Provided records ▸

• • • • •

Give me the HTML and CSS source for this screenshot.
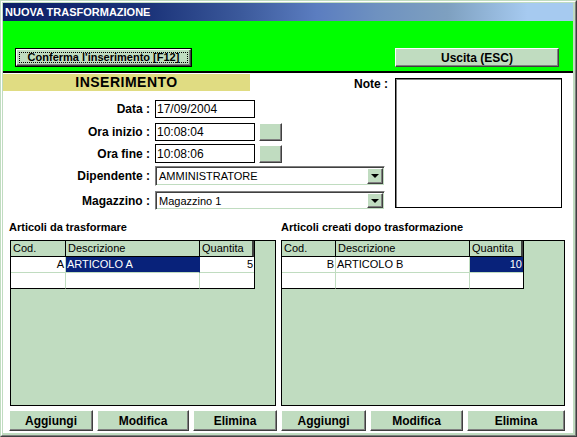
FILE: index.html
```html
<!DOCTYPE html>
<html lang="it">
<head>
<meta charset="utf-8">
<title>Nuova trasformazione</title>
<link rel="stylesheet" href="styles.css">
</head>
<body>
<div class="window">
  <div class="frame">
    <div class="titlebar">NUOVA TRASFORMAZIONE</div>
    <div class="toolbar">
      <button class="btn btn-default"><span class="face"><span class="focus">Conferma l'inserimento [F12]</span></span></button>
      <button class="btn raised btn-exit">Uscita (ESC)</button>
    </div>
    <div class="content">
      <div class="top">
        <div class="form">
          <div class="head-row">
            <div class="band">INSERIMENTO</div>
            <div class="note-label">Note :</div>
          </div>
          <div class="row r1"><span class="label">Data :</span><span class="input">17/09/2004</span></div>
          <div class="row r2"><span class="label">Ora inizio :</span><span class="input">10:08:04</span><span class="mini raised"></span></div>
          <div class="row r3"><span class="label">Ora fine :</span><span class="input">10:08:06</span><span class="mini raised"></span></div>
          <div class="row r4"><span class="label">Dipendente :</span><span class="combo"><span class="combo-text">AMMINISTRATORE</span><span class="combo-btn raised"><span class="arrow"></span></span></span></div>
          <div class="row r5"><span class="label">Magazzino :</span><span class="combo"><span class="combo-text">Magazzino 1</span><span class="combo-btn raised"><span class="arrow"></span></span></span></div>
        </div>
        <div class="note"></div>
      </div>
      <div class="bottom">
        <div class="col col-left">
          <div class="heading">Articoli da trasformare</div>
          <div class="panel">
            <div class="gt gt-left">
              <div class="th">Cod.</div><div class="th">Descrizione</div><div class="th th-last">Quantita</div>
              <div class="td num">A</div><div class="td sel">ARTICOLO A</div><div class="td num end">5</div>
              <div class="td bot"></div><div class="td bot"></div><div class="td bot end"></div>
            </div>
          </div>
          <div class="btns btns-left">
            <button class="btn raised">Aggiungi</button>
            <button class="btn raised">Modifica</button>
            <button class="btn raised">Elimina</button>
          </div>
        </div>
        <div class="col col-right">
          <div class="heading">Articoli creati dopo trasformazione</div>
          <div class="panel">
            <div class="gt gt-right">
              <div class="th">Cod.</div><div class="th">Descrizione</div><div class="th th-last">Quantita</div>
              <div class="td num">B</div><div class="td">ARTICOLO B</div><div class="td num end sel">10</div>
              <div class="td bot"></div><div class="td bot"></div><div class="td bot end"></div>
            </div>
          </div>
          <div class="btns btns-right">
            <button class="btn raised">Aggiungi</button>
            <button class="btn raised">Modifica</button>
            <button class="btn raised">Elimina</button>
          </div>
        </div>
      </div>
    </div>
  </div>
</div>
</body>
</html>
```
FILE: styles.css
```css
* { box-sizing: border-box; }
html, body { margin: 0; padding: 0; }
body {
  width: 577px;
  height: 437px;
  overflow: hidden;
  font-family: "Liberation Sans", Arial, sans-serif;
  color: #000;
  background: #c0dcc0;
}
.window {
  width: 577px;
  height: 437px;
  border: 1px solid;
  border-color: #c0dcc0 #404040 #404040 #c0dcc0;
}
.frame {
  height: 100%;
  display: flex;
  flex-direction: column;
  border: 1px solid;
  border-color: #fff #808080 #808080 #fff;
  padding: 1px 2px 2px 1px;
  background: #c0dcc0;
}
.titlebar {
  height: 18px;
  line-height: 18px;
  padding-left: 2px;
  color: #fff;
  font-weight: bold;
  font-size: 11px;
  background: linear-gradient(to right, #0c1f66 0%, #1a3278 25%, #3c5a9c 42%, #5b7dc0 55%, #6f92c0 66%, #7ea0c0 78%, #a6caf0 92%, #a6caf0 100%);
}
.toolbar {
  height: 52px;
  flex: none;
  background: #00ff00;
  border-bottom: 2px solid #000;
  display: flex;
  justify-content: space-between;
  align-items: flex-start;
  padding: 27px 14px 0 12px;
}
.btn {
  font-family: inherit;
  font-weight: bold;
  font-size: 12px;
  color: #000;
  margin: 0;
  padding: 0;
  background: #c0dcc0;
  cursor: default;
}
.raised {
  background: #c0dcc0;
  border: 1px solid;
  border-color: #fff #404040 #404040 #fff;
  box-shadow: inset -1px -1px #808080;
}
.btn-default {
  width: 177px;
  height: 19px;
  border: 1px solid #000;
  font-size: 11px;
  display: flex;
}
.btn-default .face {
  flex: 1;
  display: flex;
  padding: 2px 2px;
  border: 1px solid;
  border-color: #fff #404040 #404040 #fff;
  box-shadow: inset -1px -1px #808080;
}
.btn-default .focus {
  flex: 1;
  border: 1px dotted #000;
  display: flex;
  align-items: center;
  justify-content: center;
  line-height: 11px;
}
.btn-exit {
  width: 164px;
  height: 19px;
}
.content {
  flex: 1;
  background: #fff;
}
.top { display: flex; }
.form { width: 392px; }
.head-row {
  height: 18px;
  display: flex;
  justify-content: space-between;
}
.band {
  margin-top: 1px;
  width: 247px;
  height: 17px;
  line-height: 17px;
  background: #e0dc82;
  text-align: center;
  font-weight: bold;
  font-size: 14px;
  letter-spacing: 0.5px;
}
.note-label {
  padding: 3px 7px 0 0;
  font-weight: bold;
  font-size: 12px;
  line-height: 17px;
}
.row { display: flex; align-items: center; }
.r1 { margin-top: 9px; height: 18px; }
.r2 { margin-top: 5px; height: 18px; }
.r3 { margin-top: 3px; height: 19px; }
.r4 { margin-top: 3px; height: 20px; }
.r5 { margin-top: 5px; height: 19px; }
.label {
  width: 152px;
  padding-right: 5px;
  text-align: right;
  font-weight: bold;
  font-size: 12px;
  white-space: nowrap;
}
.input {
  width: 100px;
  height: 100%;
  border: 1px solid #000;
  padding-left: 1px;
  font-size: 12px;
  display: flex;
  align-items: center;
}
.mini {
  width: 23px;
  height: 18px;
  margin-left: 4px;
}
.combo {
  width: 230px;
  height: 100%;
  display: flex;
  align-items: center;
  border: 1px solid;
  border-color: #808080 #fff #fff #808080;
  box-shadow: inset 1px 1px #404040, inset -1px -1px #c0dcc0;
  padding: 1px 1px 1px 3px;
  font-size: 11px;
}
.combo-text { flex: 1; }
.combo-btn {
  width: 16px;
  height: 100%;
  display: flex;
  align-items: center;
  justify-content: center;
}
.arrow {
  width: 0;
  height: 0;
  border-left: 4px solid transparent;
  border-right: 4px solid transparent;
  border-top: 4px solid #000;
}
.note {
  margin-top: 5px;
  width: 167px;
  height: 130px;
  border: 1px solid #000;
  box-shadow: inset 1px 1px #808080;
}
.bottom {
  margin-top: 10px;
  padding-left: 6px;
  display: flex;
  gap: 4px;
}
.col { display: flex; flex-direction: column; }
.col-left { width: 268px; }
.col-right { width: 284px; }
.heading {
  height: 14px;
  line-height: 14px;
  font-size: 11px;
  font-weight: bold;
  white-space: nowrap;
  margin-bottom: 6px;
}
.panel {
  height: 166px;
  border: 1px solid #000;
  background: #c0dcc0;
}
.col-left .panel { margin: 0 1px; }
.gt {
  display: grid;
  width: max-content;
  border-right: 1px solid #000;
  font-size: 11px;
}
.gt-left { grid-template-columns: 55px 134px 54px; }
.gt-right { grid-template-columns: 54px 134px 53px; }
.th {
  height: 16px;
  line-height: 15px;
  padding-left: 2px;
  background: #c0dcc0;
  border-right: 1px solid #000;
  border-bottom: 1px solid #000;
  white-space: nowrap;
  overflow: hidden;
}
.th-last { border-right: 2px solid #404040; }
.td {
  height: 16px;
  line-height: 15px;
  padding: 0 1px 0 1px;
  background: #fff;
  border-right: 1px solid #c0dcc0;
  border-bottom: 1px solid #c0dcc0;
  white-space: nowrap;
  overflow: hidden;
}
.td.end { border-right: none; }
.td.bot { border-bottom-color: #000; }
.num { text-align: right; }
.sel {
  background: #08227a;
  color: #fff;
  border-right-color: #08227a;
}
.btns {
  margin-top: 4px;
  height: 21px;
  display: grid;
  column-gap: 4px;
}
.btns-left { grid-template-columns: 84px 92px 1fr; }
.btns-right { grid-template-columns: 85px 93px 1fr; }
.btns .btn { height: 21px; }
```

• • • • •

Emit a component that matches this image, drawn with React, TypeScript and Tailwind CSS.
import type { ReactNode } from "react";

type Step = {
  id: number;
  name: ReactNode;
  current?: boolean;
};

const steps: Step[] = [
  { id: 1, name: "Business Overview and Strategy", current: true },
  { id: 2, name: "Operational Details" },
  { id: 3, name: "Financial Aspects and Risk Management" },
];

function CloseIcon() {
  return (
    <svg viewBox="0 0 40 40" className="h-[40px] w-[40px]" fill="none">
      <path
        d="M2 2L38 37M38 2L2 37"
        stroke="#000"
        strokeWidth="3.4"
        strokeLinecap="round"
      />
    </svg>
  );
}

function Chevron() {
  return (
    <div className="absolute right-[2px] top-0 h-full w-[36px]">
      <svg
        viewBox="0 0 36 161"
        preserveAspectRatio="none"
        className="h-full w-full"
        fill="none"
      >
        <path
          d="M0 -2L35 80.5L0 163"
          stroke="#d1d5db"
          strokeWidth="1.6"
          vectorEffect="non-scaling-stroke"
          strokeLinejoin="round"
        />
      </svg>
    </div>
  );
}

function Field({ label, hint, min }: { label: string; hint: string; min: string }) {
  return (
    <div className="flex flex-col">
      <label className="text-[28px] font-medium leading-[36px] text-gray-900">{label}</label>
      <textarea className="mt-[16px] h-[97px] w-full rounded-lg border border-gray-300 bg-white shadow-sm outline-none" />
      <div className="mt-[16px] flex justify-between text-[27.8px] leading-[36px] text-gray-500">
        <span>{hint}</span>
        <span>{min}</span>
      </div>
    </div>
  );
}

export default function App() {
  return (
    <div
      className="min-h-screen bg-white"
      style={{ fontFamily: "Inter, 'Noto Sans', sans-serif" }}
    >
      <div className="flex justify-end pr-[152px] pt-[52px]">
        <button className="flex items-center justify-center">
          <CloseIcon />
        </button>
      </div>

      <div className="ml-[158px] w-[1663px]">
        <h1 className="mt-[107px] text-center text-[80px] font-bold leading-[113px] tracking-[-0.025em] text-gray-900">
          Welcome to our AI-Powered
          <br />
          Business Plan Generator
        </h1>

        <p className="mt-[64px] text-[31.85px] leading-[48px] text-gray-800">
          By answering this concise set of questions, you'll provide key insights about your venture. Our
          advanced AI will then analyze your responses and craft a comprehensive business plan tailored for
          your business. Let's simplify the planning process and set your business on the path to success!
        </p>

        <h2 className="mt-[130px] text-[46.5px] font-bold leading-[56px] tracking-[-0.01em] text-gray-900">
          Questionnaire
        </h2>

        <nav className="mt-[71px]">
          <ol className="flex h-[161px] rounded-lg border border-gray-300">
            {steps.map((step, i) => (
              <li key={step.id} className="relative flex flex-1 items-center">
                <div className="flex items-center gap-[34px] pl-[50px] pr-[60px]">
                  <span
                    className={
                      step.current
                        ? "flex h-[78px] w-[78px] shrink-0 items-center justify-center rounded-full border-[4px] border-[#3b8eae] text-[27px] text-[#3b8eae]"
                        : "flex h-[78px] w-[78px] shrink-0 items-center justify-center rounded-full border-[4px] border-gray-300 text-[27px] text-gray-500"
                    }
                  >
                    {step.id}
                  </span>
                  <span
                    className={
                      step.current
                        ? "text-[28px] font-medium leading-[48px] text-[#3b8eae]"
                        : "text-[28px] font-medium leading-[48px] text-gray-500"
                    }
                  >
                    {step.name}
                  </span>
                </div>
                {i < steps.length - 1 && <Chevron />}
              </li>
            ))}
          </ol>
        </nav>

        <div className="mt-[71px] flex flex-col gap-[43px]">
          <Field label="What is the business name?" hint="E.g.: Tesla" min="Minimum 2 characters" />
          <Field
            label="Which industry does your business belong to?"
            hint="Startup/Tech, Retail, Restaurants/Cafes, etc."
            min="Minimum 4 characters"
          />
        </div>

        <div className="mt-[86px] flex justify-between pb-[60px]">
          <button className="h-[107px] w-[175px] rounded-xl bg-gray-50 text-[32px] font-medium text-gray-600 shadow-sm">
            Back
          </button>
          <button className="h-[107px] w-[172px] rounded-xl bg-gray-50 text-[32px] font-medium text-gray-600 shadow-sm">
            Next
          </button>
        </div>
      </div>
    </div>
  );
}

• • • • •

Problem to work on ▸ Examine the data above and state how many of its lines contain the word "this", with no further remarks.

The response ▸ 3